L’IA AUSSI PEUT AIDER LES HÔTELIERS DANS LEUR DÉMARCHE ENVIRONNEMENTALE
L’intelligence artificielle (IA) peut aider les hôteliers à adopter des pratiques plus écologiques de plusieurs façons. Voici quelques exemples concrets :
- Optimisation de la consommation d’énergie
L’IA peut gérer automatiquement le chauffage, la climatisation et l’éclairage en fonction de l’occupation des chambres ou des zones communes. Si on souhaitait aller plus loin et pour peu que cela soit acceptable, les systèmes intelligents pourraient apprendre les habitudes des clients pour ajuster les réglages de manière économe.
- Réduction du gaspillage alimentaire
Dans les restaurants d’hôtels, l’IA peut analyser les données de consommation pour mieux prévoir la demande et ajuster les quantités préparées. Cela peut aller jusqu’à anticiper les stocks. Elle peut aussi aider à concevoir des menus basés sur des ingrédients de saison ou locaux.
- Gestion intelligente de l’eau
Des capteurs couplés à l’IA peuvent détecter les fuites ou surveiller la consommation d’eau dans les chambres, les cuisines ou les espaces verts.

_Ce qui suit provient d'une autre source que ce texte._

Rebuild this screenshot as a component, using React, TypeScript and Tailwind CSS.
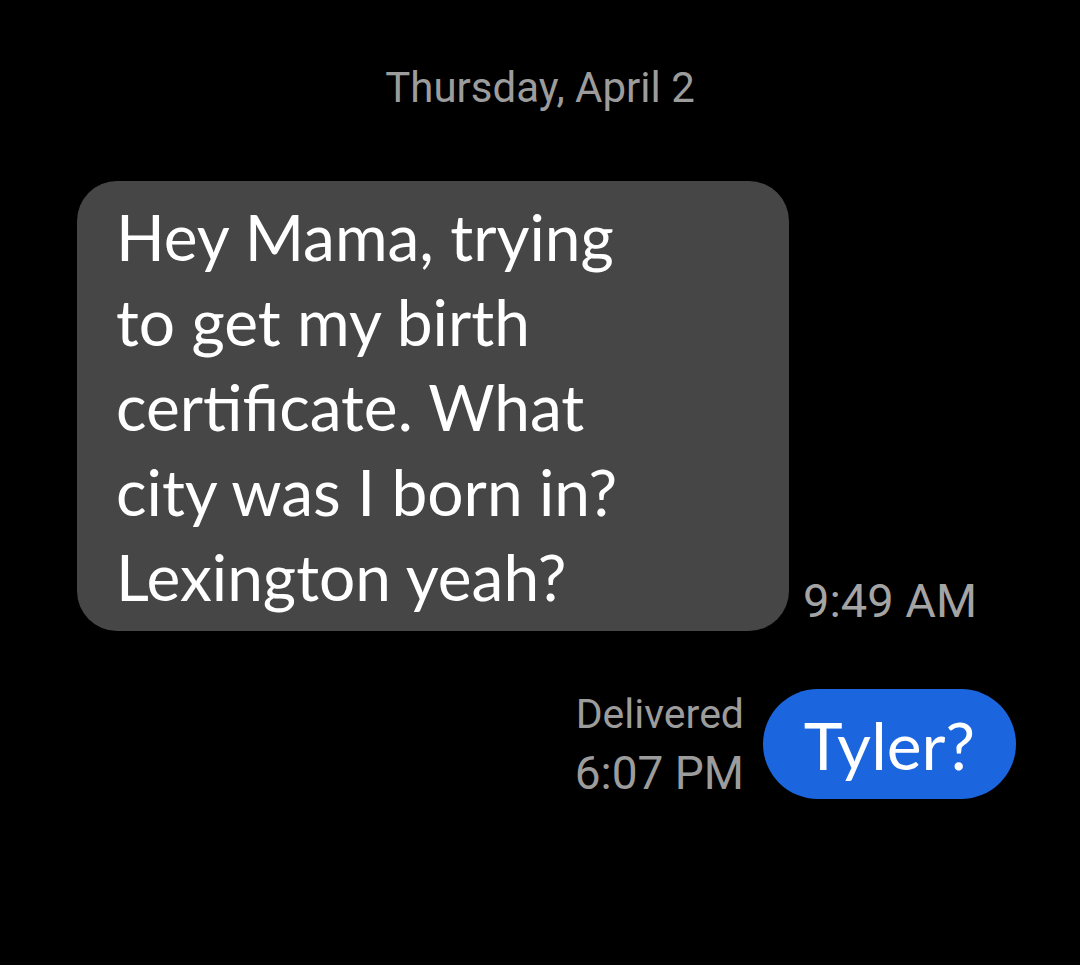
import React from "react";

export default function App() {
  const lines = [
    "Hey Mama, trying",
    "to get my birth",
    "certificate. What",
    "city was I born in?",
    "Lexington yeah?",
  ];
  return (
    <div className="w-[1080px] h-[965px] bg-black flex flex-col overflow-hidden font-['Roboto',sans-serif]">
      <div className="pt-[64px] text-center text-[42px] leading-[48px] text-[#9c9c9c]">
        Thursday, April 2
      </div>
      <div className="mt-[69px] flex items-end pl-[77px]">
        <div className="w-[712px] h-[450px] rounded-[40px] bg-[#464646] pl-[39px] pt-[13px] text-white text-[64px] leading-[85px] font-['Lato',sans-serif]">
          {lines.map((l) => (
            <div key={l} className="whitespace-nowrap">
              {l}
            </div>
          ))}
        </div>
        <div className="ml-[14px] mb-[6px] text-[47px] leading-[48px] text-[#a4a4a4] whitespace-nowrap">
          9:49 AM
        </div>
      </div>
      <div className="mt-[54px] flex items-center justify-end pr-[64px]">
        <div className="mr-[19px] flex flex-col items-end text-[#9c9c9c] leading-[59px]">
          <div className="text-[41px]">Delivered</div>
          <div className="text-[46px]">6:07 PM</div>
        </div>
        <div className="w-[253px] h-[110px] rounded-full bg-[#1b66de] flex items-center justify-center text-white text-[66px] font-['Lato',sans-serif]">
          Tyler?
        </div>
      </div>
    </div>
  );
}
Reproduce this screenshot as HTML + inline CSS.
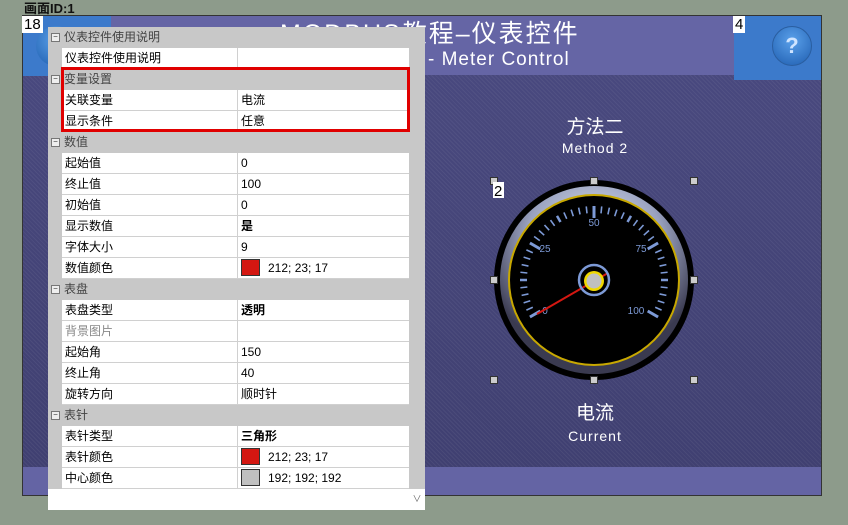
<!DOCTYPE html>
<html><head><meta charset="utf-8"><style>
body{margin:0;width:848px;height:525px;background:#8d9b8b;position:relative;overflow:hidden;font-family:"Liberation Sans","Noto Sans CJK SC",sans-serif}
.abs{position:absolute}
.grid{position:absolute;left:48px;top:27px;width:377px;height:483px;background:#fff}
.row{position:absolute;left:0;width:361px;height:21px;font-size:12px;line-height:21px}
.g{background:#c8c8c8;color:#444}
.g .t{position:absolute;left:16px}
.g .m{position:absolute;left:3px;top:6px;width:7px;height:7px;border:1px solid #777;background:#eee;font-size:8px;line-height:6px;text-align:center;color:#333}
.r{background:#fff;border-bottom:1px solid #d0d0d0;box-sizing:border-box}
.r .k{position:absolute;left:17px;color:#000}
.r .v{position:absolute;left:193px;color:#000}
.r .sep{position:absolute;left:189px;top:0;width:1px;height:21px;background:#d0d0d0}
.r .gut{position:absolute;left:0;top:-1px;width:14px;height:22px;background:#c8c8c8}
.sw{display:inline-block;width:17px;height:15px;border:1px solid #333;vertical-align:-4px;margin-right:8px}
</style></head><body>
<div class="abs" style="left:24px;top:0;font-size:13px;color:#111;font-weight:bold;line-height:17px">画面ID:1</div>
<div class="abs" style="left:22px;top:15px;width:800px;height:481px;background:#474779;border:1px solid #333;box-sizing:border-box;
background-image:repeating-linear-gradient(45deg,rgba(255,255,255,.05) 0 1px,transparent 1px 3px),linear-gradient(#4a4a80,#3f3f70)"></div>
<div class="abs" style="left:23px;top:16px;width:798px;height:59px;background:#6565a5"></div>
<div class="abs" style="left:23px;top:467px;width:798px;height:28px;background:#6464a4"></div>
<div class="abs" style="left:23px;top:16px;width:88px;height:60px;background:#3c7acb"></div>
<div class="abs" style="left:36px;top:26px;width:40px;height:40px;border-radius:50%;background:radial-gradient(circle at 50% 35%,#5aa0e8,#1f5fb0)"></div>
<div class="abs" style="left:734px;top:16px;width:87px;height:64px;background:#3c7acb"></div>
<div class="abs" style="left:772px;top:26px;width:38px;height:38px;border-radius:50%;background:radial-gradient(circle at 50% 35%,#5aa0ea,#1f5eb0);border:1px solid #2a5ea0;color:#cfe4ff;font-weight:bold;font-size:22px;line-height:38px;text-align:center">?</div>
<div class="abs" style="left:733px;top:16px;background:#fff;font-size:15px;line-height:17px;padding:0 2px">4</div>
<div class="abs" style="left:22px;top:16px;background:#fff;font-size:15px;line-height:17px;padding:0 2px">18</div>
<div class="abs" style="left:280px;top:18px;color:#fff;font-size:25px;line-height:32px;letter-spacing:2px">MODBUS教程–仪表控件</div>
<div class="abs" style="left:428px;top:49px;color:#fff;font-size:19px;line-height:22px;letter-spacing:1px">- Meter Control</div>
<div class="abs" style="left:520px;top:112px;width:150px;text-align:center;color:#fff;font-size:19px">方法二</div>
<div class="abs" style="left:520px;top:140px;width:150px;text-align:center;color:#fff;font-size:14px;letter-spacing:1px">Method 2</div>
<div class="abs" style="left:520px;top:398px;width:150px;text-align:center;color:#fff;font-size:19px">电流</div>
<div class="abs" style="left:520px;top:428px;width:150px;text-align:center;color:#fff;font-size:14px;letter-spacing:1px">Current</div>
<svg class="abs" style="left:0;top:0" width="848" height="525">
<defs><radialGradient id="bz" cx="50%" cy="30%" r="60%"><stop offset="0" stop-color="#e8eef8"/><stop offset=".6" stop-color="#9aa2c0"/><stop offset="1" stop-color="#3a3a50"/></radialGradient></defs>
<circle cx="594" cy="280" r="100" fill="#000"/>
<circle cx="594" cy="280" r="94" fill="url(#bz)"/>
<circle cx="594" cy="280" r="86" fill="#c8a800"/>
<circle cx="594" cy="280" r="84" fill="#000"/>
<g transform="translate(594 280)" stroke="#7d9ad6" stroke-width="1.6">
<g id="t">
<line x1="74" x2="62" transform="rotate(150)" stroke-width="3"/><line x1="74" x2="67" transform="rotate(156)"/><line x1="74" x2="67" transform="rotate(162)"/><line x1="74" x2="67" transform="rotate(168)"/><line x1="74" x2="67" transform="rotate(174)"/><line x1="74" x2="67" transform="rotate(180)" stroke-width="2.5"/><line x1="74" x2="67" transform="rotate(186)"/><line x1="74" x2="67" transform="rotate(192)"/><line x1="74" x2="67" transform="rotate(198)"/><line x1="74" x2="67" transform="rotate(204)"/>
<line x1="74" x2="62" transform="rotate(210)" stroke-width="3"/><line x1="74" x2="67" transform="rotate(216)"/><line x1="74" x2="67" transform="rotate(222)"/><line x1="74" x2="67" transform="rotate(228)"/><line x1="74" x2="67" transform="rotate(234)"/><line x1="74" x2="67" transform="rotate(240)" stroke-width="2.5"/><line x1="74" x2="67" transform="rotate(246)"/><line x1="74" x2="67" transform="rotate(252)"/><line x1="74" x2="67" transform="rotate(258)"/><line x1="74" x2="67" transform="rotate(264)"/>
<line x1="74" x2="62" transform="rotate(270)" stroke-width="3"/><line x1="74" x2="67" transform="rotate(276)"/><line x1="74" x2="67" transform="rotate(282)"/><line x1="74" x2="67" transform="rotate(288)"/><line x1="74" x2="67" transform="rotate(294)"/><line x1="74" x2="67" transform="rotate(300)" stroke-width="2.5"/><line x1="74" x2="67" transform="rotate(306)"/><line x1="74" x2="67" transform="rotate(312)"/><line x1="74" x2="67" transform="rotate(318)"/><line x1="74" x2="67" transform="rotate(324)"/>
<line x1="74" x2="62" transform="rotate(330)" stroke-width="3"/><line x1="74" x2="67" transform="rotate(336)"/><line x1="74" x2="67" transform="rotate(342)"/><line x1="74" x2="67" transform="rotate(348)"/><line x1="74" x2="67" transform="rotate(354)"/><line x1="74" x2="67" transform="rotate(360)" stroke-width="2.5"/><line x1="74" x2="67" transform="rotate(366)"/><line x1="74" x2="67" transform="rotate(372)"/><line x1="74" x2="67" transform="rotate(378)"/><line x1="74" x2="67" transform="rotate(384)"/>
<line x1="74" x2="62" transform="rotate(390)" stroke-width="3"/>
</g></g>
<g fill="#7d9ad6" font-size="10" font-family="Liberation Sans" text-anchor="middle">
<text x="545" y="314">0</text><text x="545" y="252">25</text><text x="594" y="226">50</text><text x="641" y="252">75</text><text x="636" y="314">100</text></g>
<line x1="537" y1="314" x2="608" y2="273" stroke="#d41711" stroke-width="2"/>
<circle cx="594" cy="280" r="15" fill="none" stroke="#7d9ad6" stroke-width="2.5"/>
<circle cx="594" cy="281" r="10" fill="#f0d800"/>
<circle cx="594" cy="281" r="7.5" fill="#c0c0c0"/>
<g fill="#ccc" stroke="#333" stroke-width="1">
<rect x="490.5" y="177.5" width="7" height="7"/><rect x="590.5" y="177.5" width="7" height="7"/><rect x="690.5" y="177.5" width="7" height="7"/>
<rect x="490.5" y="276.5" width="7" height="7"/><rect x="690.5" y="276.5" width="7" height="7"/>
<rect x="490.5" y="376.5" width="7" height="7"/><rect x="590.5" y="376.5" width="7" height="7"/><rect x="690.5" y="376.5" width="7" height="7"/></g>
<rect x="493" y="182" width="11" height="16" fill="#fff"/><text x="494" y="196" font-size="15" font-family="Liberation Sans">2</text>
</svg>
<div class="grid">
<div class="abs" style="left:361px;top:0;width:16px;height:483px;background:#c8c8c8"></div>
<div class="abs" style="left:361px;top:462px;width:16px;height:21px;background:#fff;color:#666;font-size:9px;text-align:center;line-height:21px">∨</div>
<div class="row g" style="top:0"><span class="m">−</span><span class="t">仪表控件使用说明</span></div>
<div class="row r" style="top:21px"><span class="gut"></span><span class="k">仪表控件使用说明</span><span class="sep"></span></div>
<div class="row g" style="top:42px"><span class="m">−</span><span class="t">变量设置</span></div>
<div class="row r" style="top:63px"><span class="gut"></span><span class="k">关联变量</span><span class="sep"></span><span class="v">电流</span></div>
<div class="row r" style="top:84px"><span class="gut"></span><span class="k">显示条件</span><span class="sep"></span><span class="v">任意</span></div>
<div class="row g" style="top:105px"><span class="m">−</span><span class="t">数值</span></div>
<div class="row r" style="top:126px"><span class="gut"></span><span class="k">起始值</span><span class="sep"></span><span class="v">0</span></div>
<div class="row r" style="top:147px"><span class="gut"></span><span class="k">终止值</span><span class="sep"></span><span class="v">100</span></div>
<div class="row r" style="top:168px"><span class="gut"></span><span class="k">初始值</span><span class="sep"></span><span class="v">0</span></div>
<div class="row r" style="top:189px"><span class="gut"></span><span class="k">显示数值</span><span class="sep"></span><span class="v" style="font-weight:bold">是</span></div>
<div class="row r" style="top:210px"><span class="gut"></span><span class="k">字体大小</span><span class="sep"></span><span class="v">9</span></div>
<div class="row r" style="top:231px"><span class="gut"></span><span class="k">数值颜色</span><span class="sep"></span><span class="v"><span class="sw" style="background:#d41711"></span>212; 23; 17</span></div>
<div class="row g" style="top:252px"><span class="m">−</span><span class="t">表盘</span></div>
<div class="row r" style="top:273px"><span class="gut"></span><span class="k">表盘类型</span><span class="sep"></span><span class="v" style="font-weight:bold">透明</span></div>
<div class="row r" style="top:294px"><span class="gut"></span><span class="k" style="color:#888">背景图片</span><span class="sep"></span></div>
<div class="row r" style="top:315px"><span class="gut"></span><span class="k">起始角</span><span class="sep"></span><span class="v">150</span></div>
<div class="row r" style="top:336px"><span class="gut"></span><span class="k">终止角</span><span class="sep"></span><span class="v">40</span></div>
<div class="row r" style="top:357px"><span class="gut"></span><span class="k">旋转方向</span><span class="sep"></span><span class="v">顺时针</span></div>
<div class="row g" style="top:378px"><span class="m">−</span><span class="t">表针</span></div>
<div class="row r" style="top:399px"><span class="gut"></span><span class="k">表针类型</span><span class="sep"></span><span class="v" style="font-weight:bold">三角形</span></div>
<div class="row r" style="top:420px"><span class="gut"></span><span class="k">表针颜色</span><span class="sep"></span><span class="v"><span class="sw" style="background:#d41711"></span>212; 23; 17</span></div>
<div class="row r" style="top:441px"><span class="gut"></span><span class="k">中心颜色</span><span class="sep"></span><span class="v"><span class="sw" style="background:#c0c0c0"></span>192; 192; 192</span></div>
<div class="abs" style="left:13px;top:40px;width:349px;height:65px;border:3px solid #e00000;box-sizing:border-box"></div>
</div>
</body></html>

L’IA peut aussi recommander des pratiques pour économiser l’eau en fonction de l’usage réel.
- Maintenance préventive
Grâce à l’analyse prédictive, l’IA peut détecter quand un équipement commence à dysfonctionner et programmer une maintenance avant qu’il ne devienne trop énergivore ou ne tombe en panne.
- Optimisation des transports et des livraisons
Pour peu que cela intéresse les hôteliers, l’IA peut optimiser les trajets pour les fournisseurs, réduisant ainsi les émissions de CO2 liées au transport. Elle peut également aider à regrouper les commandes pour limiter les déplacements et les frais de port.
- Sensibilisation des clients
Les hôtels peuvent utiliser des assistants vocaux ou des applications basées sur l’IA pour encourager les clients à adopter des comportements écoresponsables : tri des déchets, réutilisation des serviettes, économie d’eau, etc.
- Analyse et amélioration continue
L’IA peut agréger et analyser des données sur la performance environnementale de l’hôtel (énergie, eau, déchets, etc.) pour identifier des pistes d’amélioration.